How can you help launch a public inquiry?

MLAs, of all political stripes, need to know how serious this is

The calls are growing. The Mayor of Port Coquitlam, the BC Government and Service Employees Union, a former crown prosecutor, a Vancouver city councillor, a money-laundering expert — all clamouring for a public inquiry into money laundering.

When we launched our call for a corruption inquiry in June 2017, B.C. had just been through a ruthless general election. The parties were all scrambling in the aftermath and the province’s future was uncertain. It seemed like the right moment to shine a light into the dark corners of the legislature.

The Wild West of political fundraising, as it was dubbed by the New York Times, had created a fundraising free-for-all in B.C. In just five months before the May 9 election, the BC Liberals raised $7.8 million, more than $4.5 million of it from corporations. Meanwhile the BC NDP raised more than $8.6 million — including $5 million from corporations and unions. Just in five months.

We had enough evidence to suggest those huge donations weren’t given out of the goodness of CEO’s hearts. We wondered if there were promises made, approvals given or contracts awarded by politicians in exchange for those contributions.

But we couldn’t know for certain. Not without a corruption inquiry.

As Premier Horgan, Attorney General Eby and the rest of the new NDP government moved into their new digs, the true scope of the scandal began to emerge. It started with money laundering in casinos. Then we found out about gangsters, based in China, who were laundering their drug dealing profits through Vancouver’s housing market. And that was just the tip of the iceberg.

It all leads to the question: How much did the previous government actually know about what was going on? Did they turn a blind eye because casinos and real estate developers were major donors to their party?

Perhaps the fertile ground for crime in B.C. wasn’t created by accident.

Now the roar of public anger is growing louder with each passing day. We need a corruption inquiry.

Why are the political parties dragging their feet on this? And what can we do to push them into action?

The BC Green Party

Green MLAs should be the easiest to convince to join the call. They are trying to brand themselves as the conscience of the legislature — the mavericks who have the power to hold the government to a higher standard. There’s not much dirt on them — the party didn’t take any donations from corporations, unions and out-of-province donors from November 2016 onwards and they’ve never formed government. They were instrumental in getting campaign finance reform laws in place when the NDP took over government.

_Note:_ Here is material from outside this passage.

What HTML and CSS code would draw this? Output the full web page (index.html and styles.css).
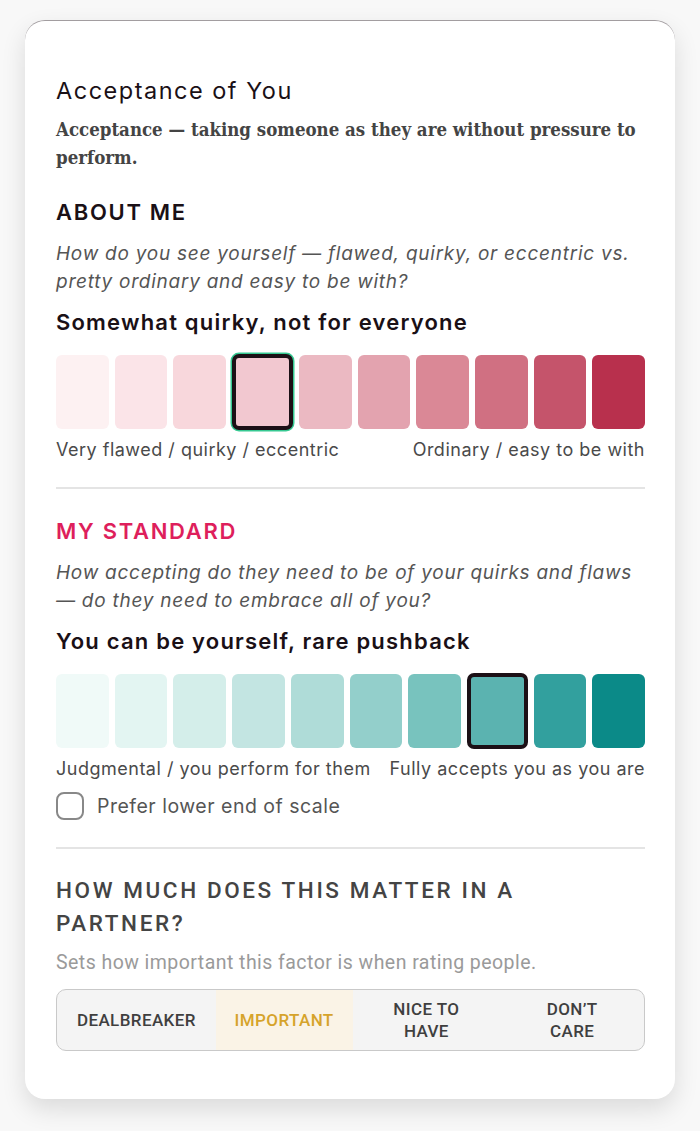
FILE: index.html
```html
<!DOCTYPE html>
<html lang="en">
<head>
<meta charset="utf-8">
<title>Acceptance of You</title>
<link rel="stylesheet" href="styles.css">
</head>
<body>
<main class="card">
  <h1 class="title">Acceptance of You</h1>
  <p class="subtitle">Acceptance — taking someone as they are without pressure to perform.</p>

  <section class="block">
    <h2 class="eyebrow">ABOUT ME</h2>
    <p class="question">How do you see yourself — flawed, quirky, or eccentric vs. pretty ordinary and easy to be with?</p>
    <p class="answer">Somewhat quirky, not for everyone</p>
    <div class="scale">
      <div class="sw p1"></div>
      <div class="sw p2"></div>
      <div class="sw p3"></div>
      <div class="sw p4 selected focus"></div>
      <div class="sw p5"></div>
      <div class="sw p6"></div>
      <div class="sw p7"></div>
      <div class="sw p8"></div>
      <div class="sw p9"></div>
      <div class="sw p10"></div>
    </div>
    <div class="ends">
      <span>Very flawed / quirky / eccentric</span>
      <span>Ordinary / easy to be with</span>
    </div>
  </section>

  <hr class="divider">

  <section class="block">
    <h2 class="eyebrow pink">MY STANDARD</h2>
    <p class="question">How accepting do they need to be of your quirks and flaws — do they need to embrace all of you?</p>
    <p class="answer">You can be yourself, rare pushback</p>
    <div class="scale">
      <div class="sw t1"></div>
      <div class="sw t2"></div>
      <div class="sw t3"></div>
      <div class="sw t4"></div>
      <div class="sw t5"></div>
      <div class="sw t6"></div>
      <div class="sw t7"></div>
      <div class="sw t8 selected"></div>
      <div class="sw t9"></div>
      <div class="sw t10"></div>
    </div>
    <div class="ends">
      <span>Judgmental / you perform for them</span>
      <span>Fully accepts you as you are</span>
    </div>
    <label class="check">
      <span class="box"></span>
      <span>Prefer lower end of scale</span>
    </label>
  </section>

  <hr class="divider after-check">

  <section class="block">
    <h2 class="matter">HOW MUCH DOES THIS MATTER IN A PARTNER?</h2>
    <p class="hint">Sets how important this factor is when rating people.</p>
    <div class="segmented">
      <div class="seg s1">DEALBREAKER</div>
      <div class="seg s2 active">IMPORTANT</div>
      <div class="seg s3">NICE TO<br>HAVE</div>
      <div class="seg s4">DON’T<br>CARE</div>
    </div>
  </section>
</main>
</body>
</html>
```

FILE: styles.css
```css
html, body {
  margin: 0;
  padding: 0;
}
body {
  background: #f8f8f8;
  padding: 20px 25px 31px;
  font-family: Inter, "Noto Sans", sans-serif;
  color: #1a1016;
}
.card {
  background: #fff;
  border-top: 1px solid #a29da0;
  border-radius: 20px;
  box-shadow: 0 10px 24px rgba(0, 0, 0, 0.12);
  padding: 54px 30px 48px 31px;
  height: 1079px;
  box-sizing: border-box;
}
.title {
  margin: 0;
  font-size: 23.5px;
  font-weight: 400;
  line-height: 32px;
  letter-spacing: 1.5px;
}
.subtitle {
  margin: 9px 0 0;
  font-family: "DejaVu Serif Condensed", "DejaVu Serif", serif;
  font-weight: 700;
  font-size: 18.5px;
  line-height: 28px;
  color: #444;
  letter-spacing: 0;
}
.block {
  display: flex;
  flex-direction: column;
}
.eyebrow {
  margin: 26px 0 0;
  font-size: 22px;
  font-weight: 600;
  letter-spacing: 1.7px;
  line-height: 28px;
  color: #1a1016;
}
.eyebrow.pink {
  color: #de1f5c;
  margin-top: 28px;
}
.question {
  margin: 14px 0 0;
  font-style: italic;
  font-size: 19px;
  line-height: 28px;
  letter-spacing: 0.75px;
  color: #555;
}
.answer {
  margin: 12px 0 0;
  font-size: 22px;
  font-weight: 600;
  line-height: 28px;
  letter-spacing: 1.2px;
  color: #1a1016;
}
.scale {
  display: flex;
  gap: 6px;
  margin-top: 19px;
  height: 74px;
  align-items: stretch;
}
.sw {
  flex: 1 1 0;
  border-radius: 6px;
}
.sw.selected {
  border: 4px solid #1c1016;
  border-radius: 7px;
  margin: -1px 0;
}
.sw.focus {
  box-shadow: 0 0 0 1.5px #36c992;
}
.p1 { background: #fdf1f2; }
.p2 { background: #fbe4e8; }
.p3 { background: #f8d7dc; }
.p4 { background: #f2c8d0; }
.p5 { background: #ebb9c2; }
.p6 { background: #e3a3af; }
.p7 { background: #da8896; }
.p8 { background: #d07082; }
.p9 { background: #c5546b; }
.p10 { background: #b8304d; }
.t1 { background: #f0faf8; }
.t2 { background: #e3f5f2; }
.t3 { background: #d4eeea; }
.t4 { background: #c3e5e2; }
.t5 { background: #afdcd8; }
.t6 { background: #93cfcb; }
.t7 { background: #78c3be; }
.t8 { background: #5bb3b0; }
.t9 { background: #32a09e; }
.t10 { background: #0b8a88; }
.ends {
  display: flex;
  justify-content: space-between;
  margin-top: 9px;
  font-size: 18px;
  line-height: 24px;
  letter-spacing: 0.5px;
  color: #4a4a4a;
}
.check {
  display: flex;
  align-items: center;
  gap: 13px;
  margin-top: 11px;
  font-size: 19.5px;
  letter-spacing: 0.5px;
  color: #555;
}
.box {
  width: 28px;
  height: 28px;
  flex: none;
  box-sizing: border-box;
  border: 2px solid #888;
  border-radius: 8px;
}
.divider {
  border: 0;
  border-top: 2px solid #e4e4e4;
  margin: 25px 0 0;
}
.divider.after-check { margin-top: 27px; }
.matter {
  margin: 25px 0 0;
  font-family: Roboto, "Liberation Sans", sans-serif;
  font-size: 22.5px;
  font-weight: 500;
  letter-spacing: 2.6px;
  line-height: 33px;
  color: #444;
  padding-right: 100px;
}
.hint {
  margin: 11px 0 0;
  font-family: Roboto, "Liberation Sans", sans-serif;
  font-size: 19.5px;
  line-height: 24px;
  letter-spacing: 0.45px;
  color: #9a9a9a;
}
.segmented {
  display: flex;
  margin-top: 14px;
  height: 62px;
  box-sizing: border-box;
  border: 1.5px solid #c9c9c9;
  border-radius: 10px;
  background: #f4f4f4;
  overflow: hidden;
}
.seg {
  flex: 1 1 0;
  display: flex;
  align-items: center;
  justify-content: center;
  text-align: center;
  font-family: Roboto, "Liberation Sans", sans-serif;
  font-weight: 500;
  font-size: 17px;
  line-height: 22px;
  letter-spacing: 0.4px;
  color: #3f3f3f;
}
.s1 { flex-grow: 159; }
.s2 { flex-grow: 137; }
.s3 { flex-grow: 148; }
.s4 { flex-grow: 144; }
.seg.active {
  background: #faf3e6;
  color: #d6a32b;
}
```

The Greens play a crucial role in getting the ball rolling on an inquiry. While MLAs are not given the opportunity to vote on whether or not there should be an inquiry — that decision lies with the Premier and cabinet — the Greens can sway the discussion in the legislature by using their time in Question Period or introducing motions that echo the public’s frustration.

Why wouldn’t they support a public inquiry? It would give the party a much needed wedge issue to demonstrate how they are different from their NDP counterparts. But they need to hear from their constituents how important this issue is.

The BC NDP

NDP supporters play an important role in the decision to call an inquiry. At the end of the day, it will be the Premier and cabinet’s call to strike a commission and launch an inquiry.

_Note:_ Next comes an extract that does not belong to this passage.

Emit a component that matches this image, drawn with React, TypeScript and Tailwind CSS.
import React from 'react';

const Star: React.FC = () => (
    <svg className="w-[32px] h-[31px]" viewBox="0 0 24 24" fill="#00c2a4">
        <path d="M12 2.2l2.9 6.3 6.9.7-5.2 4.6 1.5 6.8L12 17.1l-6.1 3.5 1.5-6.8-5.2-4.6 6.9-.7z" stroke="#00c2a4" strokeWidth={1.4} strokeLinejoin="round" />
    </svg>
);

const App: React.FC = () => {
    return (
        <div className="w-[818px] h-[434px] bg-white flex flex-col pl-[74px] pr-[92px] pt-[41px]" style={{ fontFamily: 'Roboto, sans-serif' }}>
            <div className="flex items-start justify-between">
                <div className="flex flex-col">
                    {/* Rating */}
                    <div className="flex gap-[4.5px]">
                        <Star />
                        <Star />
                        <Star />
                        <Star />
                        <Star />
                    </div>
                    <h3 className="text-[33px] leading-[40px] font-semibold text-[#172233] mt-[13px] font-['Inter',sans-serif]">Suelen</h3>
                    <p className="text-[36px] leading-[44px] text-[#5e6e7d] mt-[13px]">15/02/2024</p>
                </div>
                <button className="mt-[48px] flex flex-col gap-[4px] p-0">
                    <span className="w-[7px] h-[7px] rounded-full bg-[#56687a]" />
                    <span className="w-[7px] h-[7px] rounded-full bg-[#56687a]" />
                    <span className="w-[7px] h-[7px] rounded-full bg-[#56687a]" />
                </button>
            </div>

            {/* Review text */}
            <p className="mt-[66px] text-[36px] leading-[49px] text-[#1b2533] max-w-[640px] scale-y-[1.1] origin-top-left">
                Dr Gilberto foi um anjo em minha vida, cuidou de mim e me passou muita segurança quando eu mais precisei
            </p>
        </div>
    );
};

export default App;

Early in the NDP’s tenure as government, a public inquiry could have seemed vindictive and partisan. They would have been accused of simply trying to kneecap their political rivals. But now, as evidence piles up and the public pounds on the door, there is less risk of that. The credibility of our democratic institutions is at stake.

There is a rumour that there are some powerful dissenting voices close to the Premier. One of the inquiry skeptics is likely Geoff Meggs, a former Vision Vancouver city councillor and the current chief of staff to the Premier. Any inquiry that focused on casinos and real estate would almost certainly overlap with Vision Vancouver donors. Quebec’s Charbonneau commission ended up focusing heavily on municipal contracts and real estate developments.

An inquiry is non-partisan and non-biased. Once initiated, it proceeds completely independent of the government and can’t be stopped. The NDP would by no means be exempt from the searchlight. And they could end up with some mud on themselves as well.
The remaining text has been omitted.